I know I have a reputation for liking lasers. But I’m a bit of a philanderer—I have a secret and unrequited love for Bose-Einstein condensates (BECs). BECs are to physicists what lasers were in 1970: an amazing new tool that we are only now coming to grips with.
BECs are not formless clouds of atoms.
Bose-Einstein condensate: What is it good for?
Absolutely everything, and you don’t need to say that again.
Essentially, a BEC is a bunch of atoms that are very, cold (less than a microKelvin). At this temperature, quantum mechanics takes over: the individual atoms lose their identity, and the entire bunch becomes, almost literally, one. The BEC is a single quantum object that is a few millimeters in diameter and is very nearly unmoving. You can test all sorts of rules of quantum mechanics and measure the result just by taking a picture of the BEC. The result is generally encoded in the position or momentum of the atoms that make up the BEC.
The shape of a BEC is generally created by lasers. Instead of delving into the details, let’s put it like this: the wavelength and intensity profile of a laser beam creates a pot that holds the BEC.
You can even create a whole lot of tiny pots: the BEC will divide itself among them. When you take a picture of the BEC, you will find an atom or two in every pot. The shape of the BEC is defined by the 3D arrangement of the pots.
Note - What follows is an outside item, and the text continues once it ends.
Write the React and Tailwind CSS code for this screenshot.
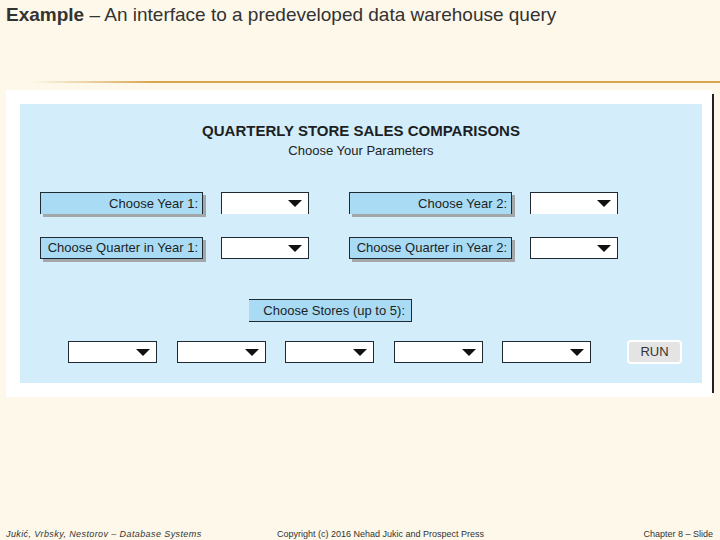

Atoms can (and do) jump out of one pot and into a neighboring one by a process called quantum tunneling. It is this process of moving between locations that keeps the BEC together. The BEC is not just a cloud of atoms that is a single quantum object; that object is a wave. When we impose a shape on the BEC, it has to rearrange itself so that the wave fits in the shape.
To make this idea concrete, imagine that we create a ring of pots, with the BEC spread evenly over them. The wave will also spread around the ring, and it has a single value at any point in space. No matter where in the ring we start it, the wave will travel around the ring and meet itself.
This creates a potential problem, since the wave could have two values at the point where it meets itself. And the wave continues to travel and comes back a third time, so now we could have three values at the same point in space. Nature doesn’t like that situation, so the wave-like nature of the BEC takes on a state that prevents it from occurring. No matter where you start and how many times you send the BEC’s wave around the ring, it always returns to you with the same value.
The shape has determined the state of the BEC.
The shape I’m in
This is where the new research comes into play. A two-dimensional shape, like a ring, only offers the BEC one degree of freedom. The only thing that matters is the length of the perimeter of the ring. A three-dimensional shape, like a donut, offers an extra degree of freedom.
The researchers showed that the BEC only takes on particular states that relate to spiraling around the donut. The rule is the same: the wave, when it meets itself, no matter what path it has taken around the donut, must have the same value.
Summarizing that result is selling the researchers short though. The important part of the research is in the details of creating the donut. Essentially, the researchers were able to tune the intensity and wavelength of laser beams to create a set of pots that have very high walls along the edges. None of the BEC can make it into the hole of the donut, nor can the BEC get into the dough of the donut. Instead, the entire BEC is confined to a set of pots that line the surface of the donut—a BEC glaze, if you will.
The way in which the donut was made is quite flexible. It should be relatively simple to create more complicated shapes, such as three-dimensionally interlinked donuts.
What to do with BEC donuts?
While all of this is impressive from a physics perspective, it may also have practical implications: using donuts as a building block for quantum logic gates.
But Chris, I hear you say, we’ve already got quantum logic gates—you never stop bleating on about them. True, but the donut logic gate is different. Because the shape of the BEC defines its state, as long as the shape is kept fixed, the state cannot change. This form of protection means that information stored in its quantum state should last. Operations on a computer based on arrangements of donuts should be more reliable.
That last point is really important, because quantum computing needs error correction. For every computational quantum bit, you need seven or more quantum bits to ensure that you have no errors. But, if errors can be significantly reduced or even eliminated via the protection offered by the shape, then we only need the computational qubits.
And, then, yes, a BEC in every home. I think I may need a lie-down.